Written request: Return the material exactly, first line through the line containing "text-black text-[11px] leading-4", and nothing more. Pictures stay out.
■ ■ ■ ■ ■ ■ ■
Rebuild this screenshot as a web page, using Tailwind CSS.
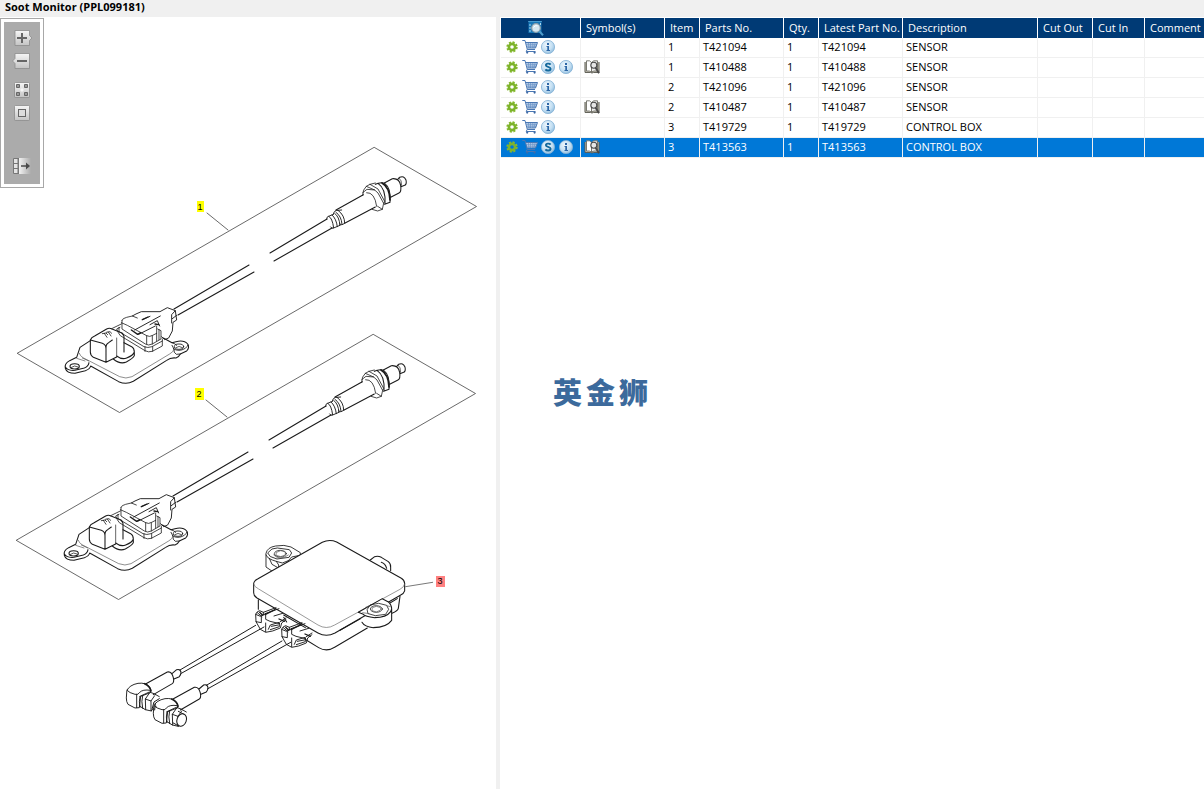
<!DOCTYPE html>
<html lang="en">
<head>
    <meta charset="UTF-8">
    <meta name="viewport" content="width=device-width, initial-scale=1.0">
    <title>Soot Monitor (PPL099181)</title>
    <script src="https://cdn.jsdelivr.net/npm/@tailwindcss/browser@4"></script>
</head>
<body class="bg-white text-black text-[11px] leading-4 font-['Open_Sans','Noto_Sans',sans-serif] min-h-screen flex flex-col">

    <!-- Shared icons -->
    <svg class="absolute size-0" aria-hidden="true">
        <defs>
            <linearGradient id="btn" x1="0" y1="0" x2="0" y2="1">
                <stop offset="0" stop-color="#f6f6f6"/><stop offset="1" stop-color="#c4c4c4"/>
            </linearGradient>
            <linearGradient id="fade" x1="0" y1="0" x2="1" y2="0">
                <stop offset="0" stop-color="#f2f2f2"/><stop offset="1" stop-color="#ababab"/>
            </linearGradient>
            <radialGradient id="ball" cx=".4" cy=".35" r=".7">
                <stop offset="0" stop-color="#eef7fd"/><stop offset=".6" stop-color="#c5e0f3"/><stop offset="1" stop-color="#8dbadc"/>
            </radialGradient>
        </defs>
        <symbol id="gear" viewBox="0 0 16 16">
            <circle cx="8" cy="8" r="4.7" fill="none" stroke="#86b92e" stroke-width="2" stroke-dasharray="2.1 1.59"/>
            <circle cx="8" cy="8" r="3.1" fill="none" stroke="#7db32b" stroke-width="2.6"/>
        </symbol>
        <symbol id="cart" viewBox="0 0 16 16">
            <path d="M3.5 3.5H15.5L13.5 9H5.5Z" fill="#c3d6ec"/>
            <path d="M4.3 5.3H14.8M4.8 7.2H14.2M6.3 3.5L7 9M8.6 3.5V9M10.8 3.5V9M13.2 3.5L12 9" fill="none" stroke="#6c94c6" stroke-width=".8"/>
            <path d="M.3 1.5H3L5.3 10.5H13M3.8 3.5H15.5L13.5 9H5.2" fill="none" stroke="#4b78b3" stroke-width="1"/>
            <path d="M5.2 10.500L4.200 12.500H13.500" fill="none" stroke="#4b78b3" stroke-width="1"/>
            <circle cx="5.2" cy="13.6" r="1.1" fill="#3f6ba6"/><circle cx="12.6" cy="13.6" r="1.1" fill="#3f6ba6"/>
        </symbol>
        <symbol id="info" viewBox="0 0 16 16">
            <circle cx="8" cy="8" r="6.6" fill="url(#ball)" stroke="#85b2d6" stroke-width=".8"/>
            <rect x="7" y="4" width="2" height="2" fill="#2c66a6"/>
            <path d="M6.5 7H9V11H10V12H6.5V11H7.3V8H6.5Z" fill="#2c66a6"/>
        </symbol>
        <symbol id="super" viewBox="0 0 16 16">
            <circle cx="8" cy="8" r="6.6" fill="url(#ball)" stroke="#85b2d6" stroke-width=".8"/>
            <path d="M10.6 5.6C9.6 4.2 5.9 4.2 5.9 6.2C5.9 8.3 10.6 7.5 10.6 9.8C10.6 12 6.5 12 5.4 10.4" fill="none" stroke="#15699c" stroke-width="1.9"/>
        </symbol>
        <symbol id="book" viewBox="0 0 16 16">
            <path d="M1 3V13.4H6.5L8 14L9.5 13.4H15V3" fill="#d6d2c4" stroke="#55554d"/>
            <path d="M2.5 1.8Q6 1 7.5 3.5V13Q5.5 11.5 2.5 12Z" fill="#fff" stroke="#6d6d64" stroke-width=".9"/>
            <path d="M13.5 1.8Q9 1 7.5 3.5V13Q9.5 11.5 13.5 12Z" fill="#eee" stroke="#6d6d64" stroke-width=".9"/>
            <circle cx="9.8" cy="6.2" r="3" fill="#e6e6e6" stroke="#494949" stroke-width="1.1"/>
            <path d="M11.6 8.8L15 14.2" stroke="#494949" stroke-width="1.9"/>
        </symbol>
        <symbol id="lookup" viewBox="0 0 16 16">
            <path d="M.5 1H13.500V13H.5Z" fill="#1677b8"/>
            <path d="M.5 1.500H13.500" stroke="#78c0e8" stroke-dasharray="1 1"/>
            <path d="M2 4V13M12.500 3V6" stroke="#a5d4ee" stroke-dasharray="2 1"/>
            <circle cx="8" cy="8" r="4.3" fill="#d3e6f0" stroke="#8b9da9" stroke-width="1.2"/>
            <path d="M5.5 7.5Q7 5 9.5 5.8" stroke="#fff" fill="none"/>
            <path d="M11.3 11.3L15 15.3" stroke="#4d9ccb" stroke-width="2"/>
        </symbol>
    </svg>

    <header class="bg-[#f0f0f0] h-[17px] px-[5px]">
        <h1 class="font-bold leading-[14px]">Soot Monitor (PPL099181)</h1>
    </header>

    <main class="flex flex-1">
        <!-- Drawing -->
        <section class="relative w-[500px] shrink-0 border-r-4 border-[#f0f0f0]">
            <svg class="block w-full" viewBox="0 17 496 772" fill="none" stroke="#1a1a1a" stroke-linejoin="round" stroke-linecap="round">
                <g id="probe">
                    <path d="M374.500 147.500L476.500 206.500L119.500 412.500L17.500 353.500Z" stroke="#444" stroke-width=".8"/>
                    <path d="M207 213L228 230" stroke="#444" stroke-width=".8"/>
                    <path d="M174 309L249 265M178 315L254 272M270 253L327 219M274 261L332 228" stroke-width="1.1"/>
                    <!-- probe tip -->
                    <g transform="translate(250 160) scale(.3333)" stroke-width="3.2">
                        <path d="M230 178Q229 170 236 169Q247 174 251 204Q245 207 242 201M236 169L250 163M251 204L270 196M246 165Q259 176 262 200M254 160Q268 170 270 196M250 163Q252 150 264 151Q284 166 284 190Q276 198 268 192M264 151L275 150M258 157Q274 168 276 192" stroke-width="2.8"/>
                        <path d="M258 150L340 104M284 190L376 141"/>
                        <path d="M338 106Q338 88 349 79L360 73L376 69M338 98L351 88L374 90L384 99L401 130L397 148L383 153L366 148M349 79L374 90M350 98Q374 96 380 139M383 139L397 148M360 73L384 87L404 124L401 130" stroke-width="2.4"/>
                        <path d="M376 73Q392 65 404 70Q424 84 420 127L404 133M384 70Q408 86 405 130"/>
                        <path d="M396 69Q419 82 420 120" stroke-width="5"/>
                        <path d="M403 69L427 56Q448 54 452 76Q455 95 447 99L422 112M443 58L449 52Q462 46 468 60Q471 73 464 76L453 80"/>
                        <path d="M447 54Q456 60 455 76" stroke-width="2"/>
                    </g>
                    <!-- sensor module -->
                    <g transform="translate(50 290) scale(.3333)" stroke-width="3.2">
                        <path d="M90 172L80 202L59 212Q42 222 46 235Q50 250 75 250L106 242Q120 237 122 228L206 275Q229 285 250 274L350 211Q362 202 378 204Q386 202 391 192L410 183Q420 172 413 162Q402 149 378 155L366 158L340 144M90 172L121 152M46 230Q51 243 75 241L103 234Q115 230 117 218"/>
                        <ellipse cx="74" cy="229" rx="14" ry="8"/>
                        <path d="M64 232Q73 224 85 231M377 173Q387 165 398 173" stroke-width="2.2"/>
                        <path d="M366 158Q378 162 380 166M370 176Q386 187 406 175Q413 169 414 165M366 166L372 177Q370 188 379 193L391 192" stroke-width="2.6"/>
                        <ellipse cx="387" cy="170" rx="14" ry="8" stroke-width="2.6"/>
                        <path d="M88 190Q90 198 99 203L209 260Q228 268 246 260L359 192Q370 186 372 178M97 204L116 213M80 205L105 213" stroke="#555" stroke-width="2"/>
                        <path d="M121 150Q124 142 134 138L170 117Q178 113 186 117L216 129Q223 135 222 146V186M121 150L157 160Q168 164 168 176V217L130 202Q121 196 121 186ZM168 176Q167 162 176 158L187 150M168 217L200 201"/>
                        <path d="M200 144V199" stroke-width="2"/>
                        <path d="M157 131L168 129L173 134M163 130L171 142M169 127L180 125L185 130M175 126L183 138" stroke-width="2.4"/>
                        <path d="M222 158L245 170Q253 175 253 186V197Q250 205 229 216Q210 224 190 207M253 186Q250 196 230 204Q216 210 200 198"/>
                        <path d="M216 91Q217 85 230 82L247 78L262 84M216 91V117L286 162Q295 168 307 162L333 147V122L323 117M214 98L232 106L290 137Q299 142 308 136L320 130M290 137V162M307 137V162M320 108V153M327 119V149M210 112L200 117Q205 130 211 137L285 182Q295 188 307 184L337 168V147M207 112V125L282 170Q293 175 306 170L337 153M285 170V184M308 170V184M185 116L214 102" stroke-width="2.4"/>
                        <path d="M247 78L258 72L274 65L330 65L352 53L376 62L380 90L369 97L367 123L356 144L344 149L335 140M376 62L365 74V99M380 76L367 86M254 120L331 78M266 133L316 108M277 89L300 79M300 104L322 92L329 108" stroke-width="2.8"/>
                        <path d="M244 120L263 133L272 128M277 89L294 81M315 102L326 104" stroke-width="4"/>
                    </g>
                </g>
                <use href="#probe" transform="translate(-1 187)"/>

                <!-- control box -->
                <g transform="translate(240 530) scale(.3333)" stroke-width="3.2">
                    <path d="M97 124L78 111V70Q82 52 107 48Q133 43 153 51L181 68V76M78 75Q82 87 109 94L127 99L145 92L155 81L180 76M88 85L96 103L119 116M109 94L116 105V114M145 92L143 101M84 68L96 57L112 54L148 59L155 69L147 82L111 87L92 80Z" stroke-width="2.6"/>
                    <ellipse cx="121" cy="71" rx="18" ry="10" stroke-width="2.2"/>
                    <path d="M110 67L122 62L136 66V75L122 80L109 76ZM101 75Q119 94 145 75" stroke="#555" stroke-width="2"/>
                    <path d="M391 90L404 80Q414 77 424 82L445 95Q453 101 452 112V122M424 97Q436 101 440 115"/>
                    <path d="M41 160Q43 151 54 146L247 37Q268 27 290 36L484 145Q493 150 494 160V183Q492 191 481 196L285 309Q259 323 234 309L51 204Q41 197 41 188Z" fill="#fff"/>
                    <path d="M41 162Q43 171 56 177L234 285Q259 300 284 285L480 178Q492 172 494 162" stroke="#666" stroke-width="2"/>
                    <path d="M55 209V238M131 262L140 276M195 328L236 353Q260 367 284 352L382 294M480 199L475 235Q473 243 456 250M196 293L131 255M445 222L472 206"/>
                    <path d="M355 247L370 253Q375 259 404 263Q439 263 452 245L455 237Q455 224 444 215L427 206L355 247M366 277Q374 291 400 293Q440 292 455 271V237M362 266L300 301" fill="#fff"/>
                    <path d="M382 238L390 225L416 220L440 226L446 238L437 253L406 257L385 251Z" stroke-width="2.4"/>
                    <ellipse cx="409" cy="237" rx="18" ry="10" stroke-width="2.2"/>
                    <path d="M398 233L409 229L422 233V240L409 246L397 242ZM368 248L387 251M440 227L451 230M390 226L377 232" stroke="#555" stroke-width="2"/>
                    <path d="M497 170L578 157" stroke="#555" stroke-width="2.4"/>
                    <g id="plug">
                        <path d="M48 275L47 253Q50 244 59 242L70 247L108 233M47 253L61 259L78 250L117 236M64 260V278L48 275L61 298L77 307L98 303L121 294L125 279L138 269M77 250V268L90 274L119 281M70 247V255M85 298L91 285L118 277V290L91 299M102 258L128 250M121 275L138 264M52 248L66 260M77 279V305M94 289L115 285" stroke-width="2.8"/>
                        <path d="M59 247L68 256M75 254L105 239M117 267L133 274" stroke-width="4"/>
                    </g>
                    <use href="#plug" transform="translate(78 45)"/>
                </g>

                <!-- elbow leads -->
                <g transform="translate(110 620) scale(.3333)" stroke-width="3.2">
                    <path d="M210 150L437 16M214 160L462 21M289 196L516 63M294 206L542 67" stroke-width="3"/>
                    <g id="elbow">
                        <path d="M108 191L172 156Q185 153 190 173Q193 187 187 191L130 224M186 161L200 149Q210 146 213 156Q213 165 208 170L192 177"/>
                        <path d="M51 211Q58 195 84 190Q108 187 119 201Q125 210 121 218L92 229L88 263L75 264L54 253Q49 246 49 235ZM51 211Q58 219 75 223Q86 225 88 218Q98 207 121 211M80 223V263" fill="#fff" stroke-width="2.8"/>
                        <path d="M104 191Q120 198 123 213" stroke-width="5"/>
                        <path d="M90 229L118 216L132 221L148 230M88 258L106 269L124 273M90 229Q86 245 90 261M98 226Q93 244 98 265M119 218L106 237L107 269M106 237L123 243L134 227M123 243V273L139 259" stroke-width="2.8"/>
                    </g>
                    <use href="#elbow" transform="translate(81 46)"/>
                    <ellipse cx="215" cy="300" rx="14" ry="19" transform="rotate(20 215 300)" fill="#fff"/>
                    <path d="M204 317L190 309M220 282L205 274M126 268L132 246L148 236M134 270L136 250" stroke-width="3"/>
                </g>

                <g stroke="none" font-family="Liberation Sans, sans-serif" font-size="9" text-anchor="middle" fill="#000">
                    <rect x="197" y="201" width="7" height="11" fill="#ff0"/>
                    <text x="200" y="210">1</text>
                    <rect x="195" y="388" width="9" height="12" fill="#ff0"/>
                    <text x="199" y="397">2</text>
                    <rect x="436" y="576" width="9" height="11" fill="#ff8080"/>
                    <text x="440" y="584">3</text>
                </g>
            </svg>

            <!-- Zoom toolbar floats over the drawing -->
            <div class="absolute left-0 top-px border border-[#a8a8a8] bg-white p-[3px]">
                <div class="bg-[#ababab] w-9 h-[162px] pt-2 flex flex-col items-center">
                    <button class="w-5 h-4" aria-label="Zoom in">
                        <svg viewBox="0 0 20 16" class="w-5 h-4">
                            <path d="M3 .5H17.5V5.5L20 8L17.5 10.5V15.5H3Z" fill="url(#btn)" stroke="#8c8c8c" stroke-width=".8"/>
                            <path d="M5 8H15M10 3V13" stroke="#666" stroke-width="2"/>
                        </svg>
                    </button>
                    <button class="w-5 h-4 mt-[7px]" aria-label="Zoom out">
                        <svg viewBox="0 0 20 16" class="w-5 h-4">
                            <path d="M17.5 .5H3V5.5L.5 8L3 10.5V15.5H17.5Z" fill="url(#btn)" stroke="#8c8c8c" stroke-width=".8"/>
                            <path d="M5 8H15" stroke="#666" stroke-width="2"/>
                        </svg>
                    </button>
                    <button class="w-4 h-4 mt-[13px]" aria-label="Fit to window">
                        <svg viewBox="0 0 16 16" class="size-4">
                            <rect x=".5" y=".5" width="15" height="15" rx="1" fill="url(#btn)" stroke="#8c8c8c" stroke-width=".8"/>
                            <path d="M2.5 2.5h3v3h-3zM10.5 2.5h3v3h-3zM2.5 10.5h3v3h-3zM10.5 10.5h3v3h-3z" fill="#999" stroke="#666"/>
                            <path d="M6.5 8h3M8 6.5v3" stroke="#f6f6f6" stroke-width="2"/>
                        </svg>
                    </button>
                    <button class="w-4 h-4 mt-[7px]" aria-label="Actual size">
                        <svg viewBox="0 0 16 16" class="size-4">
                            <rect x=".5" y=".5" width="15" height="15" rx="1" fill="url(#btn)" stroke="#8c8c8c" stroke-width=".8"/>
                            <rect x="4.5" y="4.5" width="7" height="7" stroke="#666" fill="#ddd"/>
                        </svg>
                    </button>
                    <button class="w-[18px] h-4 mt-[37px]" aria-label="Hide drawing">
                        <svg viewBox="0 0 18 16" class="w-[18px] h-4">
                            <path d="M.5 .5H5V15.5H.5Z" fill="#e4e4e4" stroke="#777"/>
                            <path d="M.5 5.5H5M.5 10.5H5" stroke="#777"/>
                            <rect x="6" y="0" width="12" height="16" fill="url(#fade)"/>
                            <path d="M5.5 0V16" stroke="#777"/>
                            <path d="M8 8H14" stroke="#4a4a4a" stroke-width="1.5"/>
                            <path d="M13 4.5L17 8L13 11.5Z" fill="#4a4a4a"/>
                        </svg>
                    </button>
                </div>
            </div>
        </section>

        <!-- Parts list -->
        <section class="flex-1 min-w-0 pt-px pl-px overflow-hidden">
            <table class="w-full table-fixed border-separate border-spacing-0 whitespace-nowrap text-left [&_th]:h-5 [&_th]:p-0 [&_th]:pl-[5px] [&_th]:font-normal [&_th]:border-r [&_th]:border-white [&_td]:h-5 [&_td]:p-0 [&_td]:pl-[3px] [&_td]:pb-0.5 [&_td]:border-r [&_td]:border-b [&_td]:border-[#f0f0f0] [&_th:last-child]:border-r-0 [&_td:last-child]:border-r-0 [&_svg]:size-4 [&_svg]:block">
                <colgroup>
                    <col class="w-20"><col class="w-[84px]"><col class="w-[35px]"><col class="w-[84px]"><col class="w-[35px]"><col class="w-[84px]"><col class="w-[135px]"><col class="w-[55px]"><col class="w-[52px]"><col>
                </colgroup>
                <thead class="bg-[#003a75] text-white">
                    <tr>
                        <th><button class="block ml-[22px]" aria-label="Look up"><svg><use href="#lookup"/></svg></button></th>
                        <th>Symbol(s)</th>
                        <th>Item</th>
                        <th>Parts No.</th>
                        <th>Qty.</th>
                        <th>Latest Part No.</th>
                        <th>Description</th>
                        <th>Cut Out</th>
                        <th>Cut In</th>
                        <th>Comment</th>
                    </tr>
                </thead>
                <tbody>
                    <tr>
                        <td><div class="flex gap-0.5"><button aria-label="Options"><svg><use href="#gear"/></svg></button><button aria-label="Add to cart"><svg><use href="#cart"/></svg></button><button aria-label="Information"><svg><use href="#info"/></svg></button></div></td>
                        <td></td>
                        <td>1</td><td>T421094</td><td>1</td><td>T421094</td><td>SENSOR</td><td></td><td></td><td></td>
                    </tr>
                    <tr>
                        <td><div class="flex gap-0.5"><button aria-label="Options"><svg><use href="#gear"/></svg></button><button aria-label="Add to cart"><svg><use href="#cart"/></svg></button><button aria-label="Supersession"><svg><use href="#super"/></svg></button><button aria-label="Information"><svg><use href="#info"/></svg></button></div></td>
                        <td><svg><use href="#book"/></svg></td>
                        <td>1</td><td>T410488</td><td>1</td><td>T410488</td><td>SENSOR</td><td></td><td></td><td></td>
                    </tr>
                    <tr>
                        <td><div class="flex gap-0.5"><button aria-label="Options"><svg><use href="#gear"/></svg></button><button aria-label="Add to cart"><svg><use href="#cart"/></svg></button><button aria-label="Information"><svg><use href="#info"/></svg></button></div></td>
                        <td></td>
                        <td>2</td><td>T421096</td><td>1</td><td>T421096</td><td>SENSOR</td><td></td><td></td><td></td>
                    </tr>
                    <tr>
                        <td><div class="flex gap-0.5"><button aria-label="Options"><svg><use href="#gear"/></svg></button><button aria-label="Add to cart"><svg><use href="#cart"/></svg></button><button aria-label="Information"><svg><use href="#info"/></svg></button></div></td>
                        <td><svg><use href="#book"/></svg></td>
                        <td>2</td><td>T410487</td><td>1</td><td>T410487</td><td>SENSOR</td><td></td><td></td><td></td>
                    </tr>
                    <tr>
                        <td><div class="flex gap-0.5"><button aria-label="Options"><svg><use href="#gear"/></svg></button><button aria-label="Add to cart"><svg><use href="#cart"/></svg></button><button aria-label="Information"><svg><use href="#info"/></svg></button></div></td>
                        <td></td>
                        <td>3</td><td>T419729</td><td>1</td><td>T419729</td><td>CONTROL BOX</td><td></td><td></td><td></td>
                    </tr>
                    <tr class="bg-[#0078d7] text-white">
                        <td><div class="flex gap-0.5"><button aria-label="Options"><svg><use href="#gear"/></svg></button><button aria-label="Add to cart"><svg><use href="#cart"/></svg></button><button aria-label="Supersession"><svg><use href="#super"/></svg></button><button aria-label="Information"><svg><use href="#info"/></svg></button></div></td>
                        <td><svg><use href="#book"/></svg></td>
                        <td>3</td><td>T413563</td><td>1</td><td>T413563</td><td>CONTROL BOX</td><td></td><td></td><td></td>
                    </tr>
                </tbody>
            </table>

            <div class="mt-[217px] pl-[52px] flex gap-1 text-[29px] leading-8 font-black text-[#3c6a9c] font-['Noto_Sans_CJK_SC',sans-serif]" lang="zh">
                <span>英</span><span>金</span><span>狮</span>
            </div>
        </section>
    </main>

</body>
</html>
■ ■ ■ ■ ■ ■ ■
Task solution:
Rebuild this screenshot as a web page, using Tailwind CSS.
<!DOCTYPE html>
<html lang="en">
<head>
    <meta charset="UTF-8">
    <meta name="viewport" content="width=device-width, initial-scale=1.0">
    <title>Soot Monitor (PPL099181)</title>
    <script src="https://cdn.jsdelivr.net/npm/@tailwindcss/browser@4"></script>
</head>
<body class="bg-white text-black text-[11px] leading-4 font-['Open_Sans','Noto_Sans',sans-serif] min-h-screen flex flex-col">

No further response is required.